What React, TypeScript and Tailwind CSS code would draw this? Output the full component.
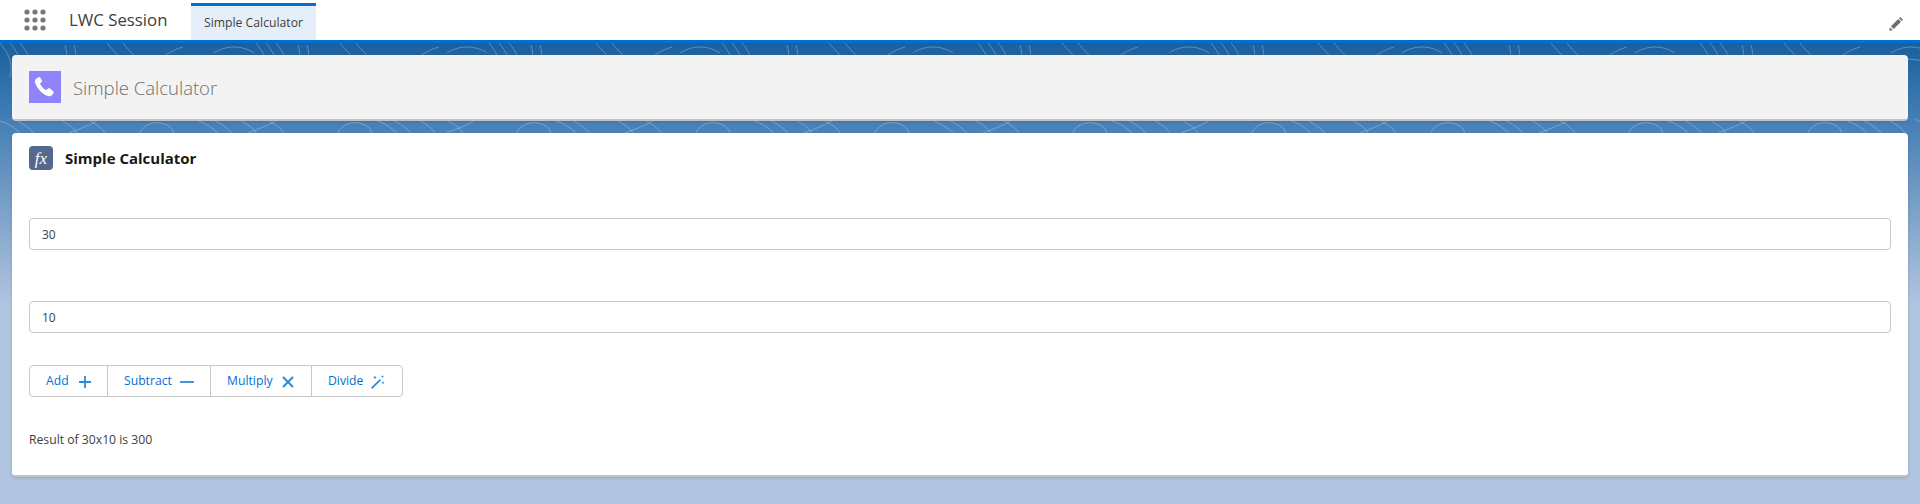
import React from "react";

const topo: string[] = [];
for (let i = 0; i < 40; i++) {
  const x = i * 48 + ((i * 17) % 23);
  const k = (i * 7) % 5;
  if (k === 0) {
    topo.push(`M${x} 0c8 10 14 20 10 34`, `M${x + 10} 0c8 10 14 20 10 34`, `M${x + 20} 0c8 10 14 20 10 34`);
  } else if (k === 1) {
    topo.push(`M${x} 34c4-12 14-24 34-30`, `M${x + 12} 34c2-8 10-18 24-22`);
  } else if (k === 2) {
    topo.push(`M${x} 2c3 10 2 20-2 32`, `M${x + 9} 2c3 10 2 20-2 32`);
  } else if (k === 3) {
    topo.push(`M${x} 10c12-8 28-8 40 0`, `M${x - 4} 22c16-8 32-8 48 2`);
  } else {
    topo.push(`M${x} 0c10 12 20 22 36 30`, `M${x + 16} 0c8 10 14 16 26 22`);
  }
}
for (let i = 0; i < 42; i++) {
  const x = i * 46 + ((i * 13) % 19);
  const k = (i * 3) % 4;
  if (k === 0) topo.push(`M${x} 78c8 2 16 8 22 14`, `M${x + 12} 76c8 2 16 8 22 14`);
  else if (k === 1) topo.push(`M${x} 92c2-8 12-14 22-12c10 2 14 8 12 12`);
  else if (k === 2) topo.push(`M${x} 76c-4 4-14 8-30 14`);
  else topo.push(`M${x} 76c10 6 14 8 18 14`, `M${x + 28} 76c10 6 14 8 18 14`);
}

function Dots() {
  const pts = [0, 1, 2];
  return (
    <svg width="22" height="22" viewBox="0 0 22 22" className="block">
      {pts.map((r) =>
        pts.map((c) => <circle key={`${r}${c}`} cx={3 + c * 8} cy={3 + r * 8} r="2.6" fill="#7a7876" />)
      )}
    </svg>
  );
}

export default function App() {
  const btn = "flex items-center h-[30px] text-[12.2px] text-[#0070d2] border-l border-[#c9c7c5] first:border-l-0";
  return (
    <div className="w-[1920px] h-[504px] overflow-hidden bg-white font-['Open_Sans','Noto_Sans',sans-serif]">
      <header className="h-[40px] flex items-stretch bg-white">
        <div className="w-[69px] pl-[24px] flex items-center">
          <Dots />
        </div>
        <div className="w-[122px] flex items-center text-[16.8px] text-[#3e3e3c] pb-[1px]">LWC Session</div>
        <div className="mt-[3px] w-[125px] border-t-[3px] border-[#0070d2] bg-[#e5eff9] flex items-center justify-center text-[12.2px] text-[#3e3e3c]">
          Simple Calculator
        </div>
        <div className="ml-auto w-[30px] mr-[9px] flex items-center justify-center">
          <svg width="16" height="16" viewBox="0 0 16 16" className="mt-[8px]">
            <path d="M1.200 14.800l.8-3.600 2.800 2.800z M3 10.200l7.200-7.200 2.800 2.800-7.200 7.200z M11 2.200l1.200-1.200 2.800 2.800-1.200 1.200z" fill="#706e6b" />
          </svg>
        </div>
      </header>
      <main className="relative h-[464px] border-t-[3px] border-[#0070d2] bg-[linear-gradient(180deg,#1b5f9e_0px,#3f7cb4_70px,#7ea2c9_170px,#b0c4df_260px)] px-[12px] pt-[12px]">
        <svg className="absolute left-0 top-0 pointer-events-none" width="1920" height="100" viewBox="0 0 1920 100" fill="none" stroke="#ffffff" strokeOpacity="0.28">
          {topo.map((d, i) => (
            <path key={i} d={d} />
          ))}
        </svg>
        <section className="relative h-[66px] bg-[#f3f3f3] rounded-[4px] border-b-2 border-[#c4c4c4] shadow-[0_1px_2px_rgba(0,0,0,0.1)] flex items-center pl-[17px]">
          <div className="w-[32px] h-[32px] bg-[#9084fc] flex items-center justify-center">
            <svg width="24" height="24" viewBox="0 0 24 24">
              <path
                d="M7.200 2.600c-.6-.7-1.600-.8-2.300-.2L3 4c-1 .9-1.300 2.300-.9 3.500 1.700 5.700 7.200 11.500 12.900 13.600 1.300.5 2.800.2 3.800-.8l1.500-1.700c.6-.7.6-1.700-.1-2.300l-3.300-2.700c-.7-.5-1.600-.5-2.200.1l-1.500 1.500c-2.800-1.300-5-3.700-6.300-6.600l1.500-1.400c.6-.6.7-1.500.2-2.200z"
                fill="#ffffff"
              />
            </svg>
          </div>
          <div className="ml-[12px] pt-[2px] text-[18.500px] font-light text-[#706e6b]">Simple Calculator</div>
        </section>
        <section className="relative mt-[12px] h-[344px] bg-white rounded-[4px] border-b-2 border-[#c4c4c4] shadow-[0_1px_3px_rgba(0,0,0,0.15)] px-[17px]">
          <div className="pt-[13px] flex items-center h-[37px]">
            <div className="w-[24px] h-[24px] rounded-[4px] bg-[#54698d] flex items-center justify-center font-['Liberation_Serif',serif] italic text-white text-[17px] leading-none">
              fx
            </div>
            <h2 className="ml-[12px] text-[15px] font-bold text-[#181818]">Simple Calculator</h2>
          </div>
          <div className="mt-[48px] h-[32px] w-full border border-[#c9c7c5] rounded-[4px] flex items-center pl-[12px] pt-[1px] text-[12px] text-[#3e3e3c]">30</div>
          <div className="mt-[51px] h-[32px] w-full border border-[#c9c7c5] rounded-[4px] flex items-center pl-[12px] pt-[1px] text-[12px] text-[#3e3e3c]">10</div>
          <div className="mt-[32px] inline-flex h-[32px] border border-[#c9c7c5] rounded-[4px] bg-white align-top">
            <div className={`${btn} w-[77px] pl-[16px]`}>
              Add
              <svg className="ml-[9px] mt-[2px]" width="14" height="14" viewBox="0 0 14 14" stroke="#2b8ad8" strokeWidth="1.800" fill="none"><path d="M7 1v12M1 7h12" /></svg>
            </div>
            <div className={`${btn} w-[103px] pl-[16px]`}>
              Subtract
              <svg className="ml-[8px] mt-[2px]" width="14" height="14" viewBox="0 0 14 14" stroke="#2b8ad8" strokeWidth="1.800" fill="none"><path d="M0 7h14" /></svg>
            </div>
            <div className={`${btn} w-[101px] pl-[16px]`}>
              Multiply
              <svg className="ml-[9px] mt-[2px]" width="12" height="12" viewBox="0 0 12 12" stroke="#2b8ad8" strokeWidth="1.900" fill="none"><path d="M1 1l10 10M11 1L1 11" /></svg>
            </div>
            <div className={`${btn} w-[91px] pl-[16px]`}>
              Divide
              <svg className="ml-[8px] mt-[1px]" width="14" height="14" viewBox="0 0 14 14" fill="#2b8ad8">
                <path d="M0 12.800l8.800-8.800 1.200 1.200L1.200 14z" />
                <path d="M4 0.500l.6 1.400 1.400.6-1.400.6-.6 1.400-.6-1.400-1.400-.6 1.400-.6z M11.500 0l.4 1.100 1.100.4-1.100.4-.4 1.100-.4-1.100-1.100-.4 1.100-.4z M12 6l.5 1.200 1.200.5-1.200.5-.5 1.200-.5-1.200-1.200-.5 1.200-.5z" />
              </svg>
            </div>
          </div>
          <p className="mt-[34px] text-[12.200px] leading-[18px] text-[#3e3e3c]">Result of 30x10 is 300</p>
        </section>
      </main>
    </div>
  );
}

------------------------------------

> _Work instructions_
Write out the listing word for word, omitting the pictures it holds.

> _Problem solution_
What React, TypeScript and Tailwind CSS code would draw this? Output the full component.
import React from "react";

const topo: string[] = [];
for (let i = 0; i < 40; i++) {
  const x = i * 48 + ((i * 17) % 23);
  const k = (i * 7) % 5;
  if (k === 0) {
    topo.push(`M${x} 0c8 10 14 20 10 34`, `M${x + 10} 0c8 10 14 20 10 34`, `M${x + 20} 0c8 10 14 20 10 34`);
  } else if (k === 1) {
    topo.push(`M${x} 34c4-12 14-24 34-30`, `M${x + 12} 34c2-8 10-18 24-22`);
  } else if (k === 2) {
    topo.push(`M${x} 2c3 10 2 20-2 32`, `M${x + 9} 2c3 10 2 20-2 32`);
  } else if (k === 3) {
    topo.push(`M${x} 10c12-8 28-8 40 0`, `M${x - 4} 22c16-8 32-8 48 2`);
  } else {
    topo.push(`M${x} 0c10 12 20 22 36 30`, `M${x + 16} 0c8 10 14 16 26 22`);
  }
}
for (let i = 0; i < 42; i++) {
  const x = i * 46 + ((i * 13) % 19);
  const k = (i * 3) % 4;
  if (k === 0) topo.push(`M${x} 78c8 2 16 8 22 14`, `M${x + 12} 76c8 2 16 8 22 14`);
  else if (k === 1) topo.push(`M${x} 92c2-8 12-14 22-12c10 2 14 8 12 12`);
  else if (k === 2) topo.push(`M${x} 76c-4 4-14 8-30 14`);
  else topo.push(`M${x} 76c10 6 14 8 18 14`, `M${x + 28} 76c10 6 14 8 18 14`);
}

function Dots() {
  const pts = [0, 1, 2];
  return (
    <svg width="22" height="22" viewBox="0 0 22 22" className="block">
      {pts.map((r) =>
        pts.map((c) => <circle key={`${r}${c}`} cx={3 + c * 8} cy={3 + r * 8} r="2.6" fill="#7a7876" />)
      )}
    </svg>
  );
}

export default function App() {
  const btn = "flex items-center h-[30px] text-[12.2px] text-[#0070d2] border-l border-[#c9c7c5] first:border-l-0";
  return (
    <div className="w-[1920px] h-[504px] overflow-hidden bg-white font-['Open_Sans','Noto_Sans',sans-serif]">
      <header className="h-[40px] flex items-stretch bg-white">
        <div className="w-[69px] pl-[24px] flex items-center">
          <Dots />
        </div>
        <div className="w-[122px] flex items-center text-[16.8px] text-[#3e3e3c] pb-[1px]">LWC Session</div>
        <div className="mt-[3px] w-[125px] border-t-[3px] border-[#0070d2] bg-[#e5eff9] flex items-center justify-center text-[12.2px] text-[#3e3e3c]">
          Simple Calculator
        </div>
        <div className="ml-auto w-[30px] mr-[9px] flex items-center justify-center">
          <svg width="16" height="16" viewBox="0 0 16 16" className="mt-[8px]">
            <path d="M1.200 14.800l.8-3.600 2.800 2.800z M3 10.200l7.200-7.200 2.800 2.800-7.200 7.200z M11 2.200l1.200-1.200 2.800 2.800-1.200 1.200z" fill="#706e6b" />
          </svg>
        </div>
      </header>
      <main className="relative h-[464px] border-t-[3px] border-[#0070d2] bg-[linear-gradient(180deg,#1b5f9e_0px,#3f7cb4_70px,#7ea2c9_170px,#b0c4df_260px)] px-[12px] pt-[12px]">
        <svg className="absolute left-0 top-0 pointer-events-none" width="1920" height="100" viewBox="0 0 1920 100" fill="none" stroke="#ffffff" strokeOpacity="0.28">
          {topo.map((d, i) => (
            <path key={i} d={d} />
          ))}
        </svg>
        <section className="relative h-[66px] bg-[#f3f3f3] rounded-[4px] border-b-2 border-[#c4c4c4] shadow-[0_1px_2px_rgba(0,0,0,0.1)] flex items-center pl-[17px]">
          <div className="w-[32px] h-[32px] bg-[#9084fc] flex items-center justify-center">
            <svg width="24" height="24" viewBox="0 0 24 24">
              <path
                d="M7.200 2.600c-.6-.7-1.600-.8-2.300-.2L3 4c-1 .9-1.300 2.300-.9 3.500 1.700 5.700 7.200 11.500 12.900 13.600 1.300.5 2.800.2 3.800-.8l1.500-1.700c.6-.7.6-1.700-.1-2.300l-3.300-2.700c-.7-.5-1.600-.5-2.200.1l-1.500 1.500c-2.800-1.300-5-3.700-6.300-6.600l1.500-1.400c.6-.6.7-1.500.2-2.200z"
                fill="#ffffff"
              />
            </svg>
          </div>
          <div className="ml-[12px] pt-[2px] text-[18.500px] font-light text-[#706e6b]">Simple Calculator</div>
        </section>
        <section className="relative mt-[12px] h-[344px] bg-white rounded-[4px] border-b-2 border-[#c4c4c4] shadow-[0_1px_3px_rgba(0,0,0,0.15)] px-[17px]">
          <div className="pt-[13px] flex items-center h-[37px]">
            <div className="w-[24px] h-[24px] rounded-[4px] bg-[#54698d] flex items-center justify-center font-['Liberation_Serif',serif] italic text-white text-[17px] leading-none">
              fx
            </div>
            <h2 className="ml-[12px] text-[15px] font-bold text-[#181818]">Simple Calculator</h2>
          </div>
          <div className="mt-[48px] h-[32px] w-full border border-[#c9c7c5] rounded-[4px] flex items-center pl-[12px] pt-[1px] text-[12px] text-[#3e3e3c]">30</div>
          <div className="mt-[51px] h-[32px] w-full border border-[#c9c7c5] rounded-[4px] flex items-center pl-[12px] pt-[1px] text-[12px] text-[#3e3e3c]">10</div>
          <div className="mt-[32px] inline-flex h-[32px] border border-[#c9c7c5] rounded-[4px] bg-white align-top">
            <div className={`${btn} w-[77px] pl-[16px]`}>
              Add
              <svg className="ml-[9px] mt-[2px]" width="14" height="14" viewBox="0 0 14 14" stroke="#2b8ad8" strokeWidth="1.800" fill="none"><path d="M7 1v12M1 7h12" /></svg>
            </div>
            <div className={`${btn} w-[103px] pl-[16px]`}>
              Subtract
              <svg className="ml-[8px] mt-[2px]" width="14" height="14" viewBox="0 0 14 14" stroke="#2b8ad8" strokeWidth="1.800" fill="none"><path d="M0 7h14" /></svg>
            </div>
            <div className={`${btn} w-[101px] pl-[16px]`}>
              Multiply
              <svg className="ml-[9px] mt-[2px]" width="12" height="12" viewBox="0 0 12 12" stroke="#2b8ad8" strokeWidth="1.900" fill="none"><path d="M1 1l10 10M11 1L1 11" /></svg>
            </div>
            <div className={`${btn} w-[91px] pl-[16px]`}>
              Divide
              <svg className="ml-[8px] mt-[1px]" width="14" height="14" viewBox="0 0 14 14" fill="#2b8ad8">
                <path d="M0 12.800l8.800-8.800 1.200 1.200L1.200 14z" />
                <path d="M4 0.500l.6 1.400 1.400.6-1.400.6-.6 1.400-.6-1.400-1.400-.6 1.400-.6z M11.500 0l.4 1.100 1.100.4-1.100.4-.4 1.100-.4-1.100-1.100-.4 1.100-.4z M12 6l.5 1.200 1.200.5-1.200.5-.5 1.200-.5-1.200-1.200-.5 1.200-.5z" />
              </svg>
            </div>
          </div>
          <p className="mt-[34px] text-[12.200px] leading-[18px] text-[#3e3e3c]">Result of 30x10 is 300</p>
        </section>
      </main>
    </div>
  );
}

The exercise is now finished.